• _Data shown_
────

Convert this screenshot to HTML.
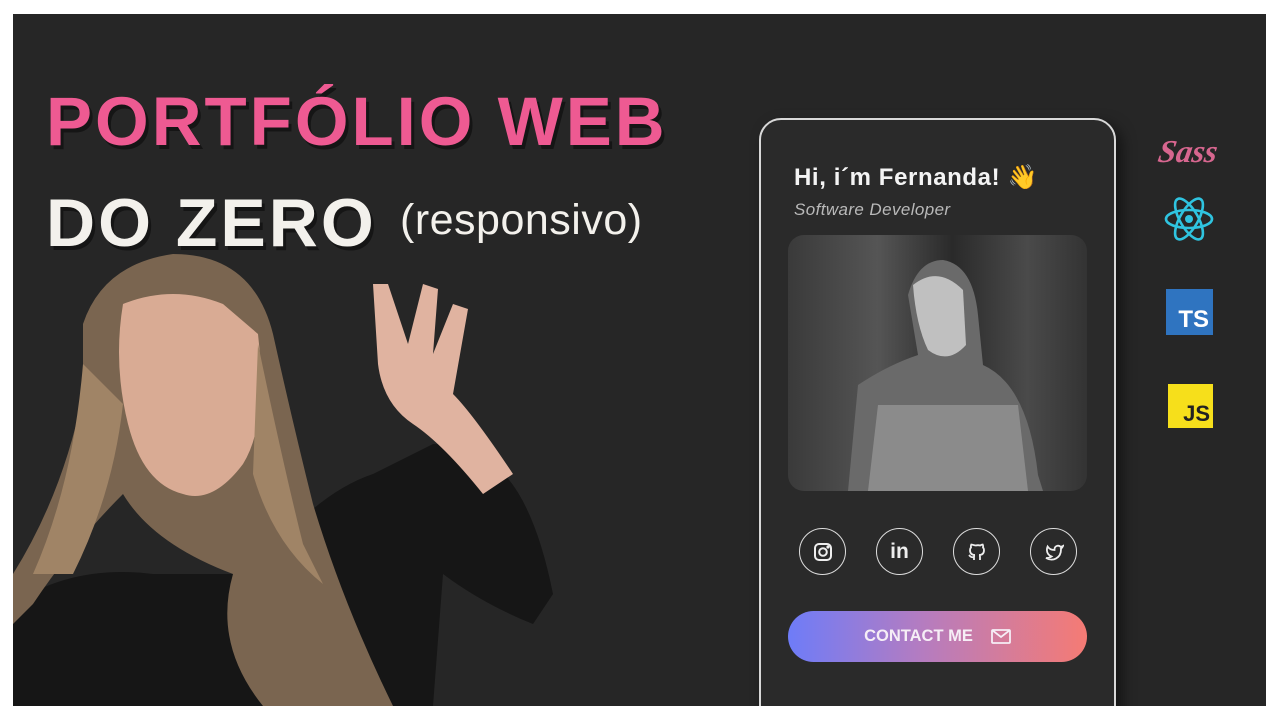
<!DOCTYPE html>
<html style="overflow:hidden"><head><meta charset="utf-8"><style>
*{margin:0;padding:0;box-sizing:border-box}
body{width:1280px;height:720px;background:#fff;position:relative;overflow:hidden;font-family:"Liberation Sans",sans-serif}
#bg{position:absolute;left:13px;top:14px;width:1253px;height:692px;background:#262626;overflow:hidden}
.t1{position:absolute;left:33px;top:68px;font-size:69px;font-weight:900;color:#ee5a92;letter-spacing:3px;text-shadow:3px 4px 0 #151515;white-space:nowrap}
.t2{position:absolute;left:33px;top:170px;font-size:68px;font-weight:900;color:#f3f1ec;letter-spacing:3px;text-shadow:3px 4px 0 #151515;white-space:nowrap}
.t3{position:absolute;left:387px;top:182px;font-size:43px;color:#f3f1ec;white-space:nowrap;letter-spacing:.5px}
.card{position:absolute;left:746px;top:104px;width:357px;height:620px;border:2px solid #d8d8d8;border-radius:22px;background:#2a2a2a;box-shadow:6px 6px 14px rgba(0,0,0,.5)}
.name{position:absolute;left:33px;top:37px;font-size:24px;font-weight:bold;color:#f4f4f4;white-space:nowrap;letter-spacing:.6px}
.sub{position:absolute;left:33px;top:80px;font-size:17px;font-style:italic;color:#b9b9b9;letter-spacing:.4px}
.photo{position:absolute;left:27px;top:115px;width:299px;height:256px;border-radius:16px;background:linear-gradient(90deg,#3a3a3a,#555 30%,#2a2a2a 55%,#4a4a4a 80%,#333);overflow:hidden}
.soc{position:absolute;top:408px;width:47px;height:47px;border:1.5px solid #ddd;border-radius:50%;display:flex;align-items:center;justify-content:center;color:#eee}
.btn{position:absolute;left:27px;top:491px;width:299px;height:51px;border-radius:26px;background:linear-gradient(90deg,#6e7cf8,#b57cc0 45%,#f57b74);color:#f6eef6;font-weight:bold;font-size:16.5px;display:flex;align-items:center;justify-content:center;gap:18px}
</style></head><body>
<div id="bg">
<div class="t1">PORTFÓLIO WEB</div>
<div class="t2">DO ZERO</div>
<div class="t3">(responsivo)</div>

<svg style="position:absolute;left:0;top:230px" width="620" height="462" viewBox="0 0 620 462">
<path d="M0 360 Q60 320 140 330 L240 330 Q300 250 360 230 L420 200 Q460 200 480 220 Q520 250 540 350 L520 380 Q470 360 430 330 L420 462 L0 462Z" fill="#161616"/>
<path d="M70 80 Q90 20 160 10 Q240 10 260 90 Q280 180 300 260 Q330 360 380 462 L250 462 Q200 400 220 330 Q140 300 110 250 Q60 300 20 360 L0 380 L0 330 Q50 250 70 150Z" fill="#7a6550"/>
<path d="M110 60 Q160 40 210 60 L245 90 Q255 180 230 220 Q200 260 170 250 Q130 240 115 180 Q100 120 110 60Z" fill="#d9ab94"/>
<path d="M70 120 Q60 240 20 330 L60 330 Q100 250 110 160Z" fill="#a08466"/>
<path d="M245 100 Q270 220 290 300 L310 340 Q260 300 240 230Z" fill="#a08466"/>
<path d="M360 40 L375 40 L395 100 L410 40 L425 45 L420 110 L440 60 L455 65 L440 150 Q460 170 500 230 L470 250 Q430 200 400 180 Q370 160 365 120Z" fill="#e0b3a0"/>
</svg>

<svg style="position:absolute;left:1143px;top:108px" width="70" height="50" viewBox="0 0 70 50"><text x="2" y="40" font-family="Liberation Serif,serif" font-style="italic" font-weight="bold" font-size="32" fill="#d7668f" transform="skewX(-10) translate(6 0)">Sass</text></svg>
<svg style="position:absolute;left:1150px;top:181px" width="52" height="48" viewBox="-26 -24 52 48" fill="none" stroke="#2fc4e0" stroke-width="2.6"><ellipse rx="23" ry="9"/><ellipse rx="23" ry="9" transform="rotate(60)"/><ellipse rx="23" ry="9" transform="rotate(120)"/><circle r="4" fill="#2fc4e0" stroke="none"/></svg>
<div style="position:absolute;left:1153px;top:275px;width:47px;height:46px;background:#2f74c0;color:#fff;font-weight:bold;font-size:24px;display:flex;align-items:flex-end;justify-content:flex-end;padding:0 4px 1px 0">TS</div>
<div style="position:absolute;left:1155px;top:370px;width:45px;height:44px;background:#f6df1b;color:#222;font-weight:bold;font-size:22px;display:flex;align-items:flex-end;justify-content:flex-end;padding:0 3px 1px 0">JS</div>

<div class="card">
<div class="name">Hi, i´m Fernanda! <span style="font-family:'Noto Sans CJK JP',sans-serif">👋</span></div>
<div class="sub">Software Developer</div>
<div class="photo">
<svg width="299" height="256" viewBox="0 0 299 256"><path d="M60 256 L70 150 Q100 130 130 120 L120 60 Q130 25 155 25 Q185 30 190 80 L195 130 Q240 150 250 240 L255 256Z" fill="#6a6a6a"/><path d="M125 50 Q150 30 175 55 L178 110 Q160 130 140 115 Q128 90 125 50Z" fill="#c0c0c0"/><path d="M90 170 L230 170 L240 256 L80 256Z" fill="#9a9a9a" opacity=".7"/></svg>
</div>
<div class="soc" style="left:38px"><svg width="20" height="20" viewBox="0 0 20 20" fill="none" stroke="#eee" stroke-width="2"><rect x="2" y="2" width="16" height="16" rx="4"/><circle cx="10" cy="10" r="3.8"/><circle cx="15" cy="5" r=".6" fill="#eee"/></svg></div>
<div class="soc" style="left:115px;font-weight:bold;font-size:21px">in</div>
<div class="soc" style="left:192px"><svg width="20" height="20" viewBox="0 0 20 20" fill="none" stroke="#eee" stroke-width="1.8"><path d="M7 18v-3c-3 1-4-1-5-2M13 18v-3c0-1-.5-2-1-2 3 0 5-1.5 5-5 0-1-.4-2-1-2.5 .2-1 .2-2-.3-3-1 0-2 .7-2.5 1a8 8 0 0 0-4.4 0C6.3 3.2 5.3 2.5 4.3 2.5c-.5 1-.5 2-.3 3-.6.5-1 1.5-1 2.5 0 3.5 2 5 5 5-.5 0-1 1-1 2"/></svg></div>
<div class="soc" style="left:269px"><svg width="20" height="20" viewBox="0 0 20 20" fill="none" stroke="#eee" stroke-width="1.8"><path d="M19 4c-.8.5-1.6.7-2.4.9A3.5 3.5 0 0 0 10.5 7v1A8 8 0 0 1 3.6 4.5S.5 11.5 7.5 14.5A9 9 0 0 1 2 16c7 4 15 0 15-8.5 0-.2 0-.5-.1-.7C17.9 6 18.6 5 19 4z"/></svg></div>
<div class="btn">CONTACT ME <svg width="20" height="15" viewBox="0 0 20 15" fill="none" stroke="#f6eef6" stroke-width="1.8"><rect x="1" y="1" width="18" height="13" rx="1"/><path d="M1 1l9 7 9-7"/></svg></div>
</div>
</div>
</body></html>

────

• _What is needed_
Write out the material above once more, exactly as it reads, with no pictures.

• _Response below_
Convert this screenshot to HTML.
<!DOCTYPE html>
<html style="overflow:hidden"><head><meta charset="utf-8"><style>
*{margin:0;padding:0;box-sizing:border-box}
body{width:1280px;height:720px;background:#fff;position:relative;overflow:hidden;font-family:"Liberation Sans",sans-serif}
#bg{position:absolute;left:13px;top:14px;width:1253px;height:692px;background:#262626;overflow:hidden}
.t1{position:absolute;left:33px;top:68px;font-size:69px;font-weight:900;color:#ee5a92;letter-spacing:3px;text-shadow:3px 4px 0 #151515;white-space:nowrap}
.t2{position:absolute;left:33px;top:170px;font-size:68px;font-weight:900;color:#f3f1ec;letter-spacing:3px;text-shadow:3px 4px 0 #151515;white-space:nowrap}
.t3{position:absolute;left:387px;top:182px;font-size:43px;color:#f3f1ec;white-space:nowrap;letter-spacing:.5px}
.card{position:absolute;left:746px;top:104px;width:357px;height:620px;border:2px solid #d8d8d8;border-radius:22px;background:#2a2a2a;box-shadow:6px 6px 14px rgba(0,0,0,.5)}
.name{position:absolute;left:33px;top:37px;font-size:24px;font-weight:bold;color:#f4f4f4;white-space:nowrap;letter-spacing:.6px}
.sub{position:absolute;left:33px;top:80px;font-size:17px;font-style:italic;color:#b9b9b9;letter-spacing:.4px}
.photo{position:absolute;left:27px;top:115px;width:299px;height:256px;border-radius:16px;background:linear-gradient(90deg,#3a3a3a,#555 30%,#2a2a2a 55%,#4a4a4a 80%,#333);overflow:hidden}
.soc{position:absolute;top:408px;width:47px;height:47px;border:1.5px solid #ddd;border-radius:50%;display:flex;align-items:center;justify-content:center;color:#eee}
.btn{position:absolute;left:27px;top:491px;width:299px;height:51px;border-radius:26px;background:linear-gradient(90deg,#6e7cf8,#b57cc0 45%,#f57b74);color:#f6eef6;font-weight:bold;font-size:16.5px;display:flex;align-items:center;justify-content:center;gap:18px}
</style></head><body>
<div id="bg">
<div class="t1">PORTFÓLIO WEB</div>
<div class="t2">DO ZERO</div>
<div class="t3">(responsivo)</div>

<svg style="position:absolute;left:0;top:230px" width="620" height="462" viewBox="0 0 620 462">
<path d="M0 360 Q60 320 140 330 L240 330 Q300 250 360 230 L420 200 Q460 200 480 220 Q520 250 540 350 L520 380 Q470 360 430 330 L420 462 L0 462Z" fill="#161616"/>
<path d="M70 80 Q90 20 160 10 Q240 10 260 90 Q280 180 300 260 Q330 360 380 462 L250 462 Q200 400 220 330 Q140 300 110 250 Q60 300 20 360 L0 380 L0 330 Q50 250 70 150Z" fill="#7a6550"/>
<path d="M110 60 Q160 40 210 60 L245 90 Q255 180 230 220 Q200 260 170 250 Q130 240 115 180 Q100 120 110 60Z" fill="#d9ab94"/>
<path d="M70 120 Q60 240 20 330 L60 330 Q100 250 110 160Z" fill="#a08466"/>
<path d="M245 100 Q270 220 290 300 L310 340 Q260 300 240 230Z" fill="#a08466"/>
<path d="M360 40 L375 40 L395 100 L410 40 L425 45 L420 110 L440 60 L455 65 L440 150 Q460 170 500 230 L470 250 Q430 200 400 180 Q370 160 365 120Z" fill="#e0b3a0"/>
</svg>

<svg style="position:absolute;left:1143px;top:108px" width="70" height="50" viewBox="0 0 70 50"><text x="2" y="40" font-family="Liberation Serif,serif" font-style="italic" font-weight="bold" font-size="32" fill="#d7668f" transform="skewX(-10) translate(6 0)">Sass</text></svg>
<svg style="position:absolute;left:1150px;top:181px" width="52" height="48" viewBox="-26 -24 52 48" fill="none" stroke="#2fc4e0" stroke-width="2.6"><ellipse rx="23" ry="9"/><ellipse rx="23" ry="9" transform="rotate(60)"/><ellipse rx="23" ry="9" transform="rotate(120)"/><circle r="4" fill="#2fc4e0" stroke="none"/></svg>
<div style="position:absolute;left:1153px;top:275px;width:47px;height:46px;background:#2f74c0;color:#fff;font-weight:bold;font-size:24px;display:flex;align-items:flex-end;justify-content:flex-end;padding:0 4px 1px 0">TS</div>
<div style="position:absolute;left:1155px;top:370px;width:45px;height:44px;background:#f6df1b;color:#222;font-weight:bold;font-size:22px;display:flex;align-items:flex-end;justify-content:flex-end;padding:0 3px 1px 0">JS</div>

<div class="card">
<div class="name">Hi, i´m Fernanda! <span style="font-family:'Noto Sans CJK JP',sans-serif">👋</span></div>
<div class="sub">Software Developer</div>
<div class="photo">
<svg width="299" height="256" viewBox="0 0 299 256"><path d="M60 256 L70 150 Q100 130 130 120 L120 60 Q130 25 155 25 Q185 30 190 80 L195 130 Q240 150 250 240 L255 256Z" fill="#6a6a6a"/><path d="M125 50 Q150 30 175 55 L178 110 Q160 130 140 115 Q128 90 125 50Z" fill="#c0c0c0"/><path d="M90 170 L230 170 L240 256 L80 256Z" fill="#9a9a9a" opacity=".7"/></svg>
</div>
<div class="soc" style="left:38px"><svg width="20" height="20" viewBox="0 0 20 20" fill="none" stroke="#eee" stroke-width="2"><rect x="2" y="2" width="16" height="16" rx="4"/><circle cx="10" cy="10" r="3.8"/><circle cx="15" cy="5" r=".6" fill="#eee"/></svg></div>
<div class="soc" style="left:115px;font-weight:bold;font-size:21px">in</div>
<div class="soc" style="left:192px"><svg width="20" height="20" viewBox="0 0 20 20" fill="none" stroke="#eee" stroke-width="1.8"><path d="M7 18v-3c-3 1-4-1-5-2M13 18v-3c0-1-.5-2-1-2 3 0 5-1.5 5-5 0-1-.4-2-1-2.5 .2-1 .2-2-.3-3-1 0-2 .7-2.5 1a8 8 0 0 0-4.4 0C6.3 3.2 5.3 2.5 4.3 2.5c-.5 1-.5 2-.3 3-.6.5-1 1.5-1 2.5 0 3.5 2 5 5 5-.5 0-1 1-1 2"/></svg></div>
<div class="soc" style="left:269px"><svg width="20" height="20" viewBox="0 0 20 20" fill="none" stroke="#eee" stroke-width="1.8"><path d="M19 4c-.8.5-1.6.7-2.4.9A3.5 3.5 0 0 0 10.5 7v1A8 8 0 0 1 3.6 4.5S.5 11.5 7.5 14.5A9 9 0 0 1 2 16c7 4 15 0 15-8.5 0-.2 0-.5-.1-.7C17.9 6 18.6 5 19 4z"/></svg></div>
<div class="btn">CONTACT ME <svg width="20" height="15" viewBox="0 0 20 15" fill="none" stroke="#f6eef6" stroke-width="1.8"><rect x="1" y="1" width="18" height="13" rx="1"/><path d="M1 1l9 7 9-7"/></svg></div>
</div>
</div>
</body></html>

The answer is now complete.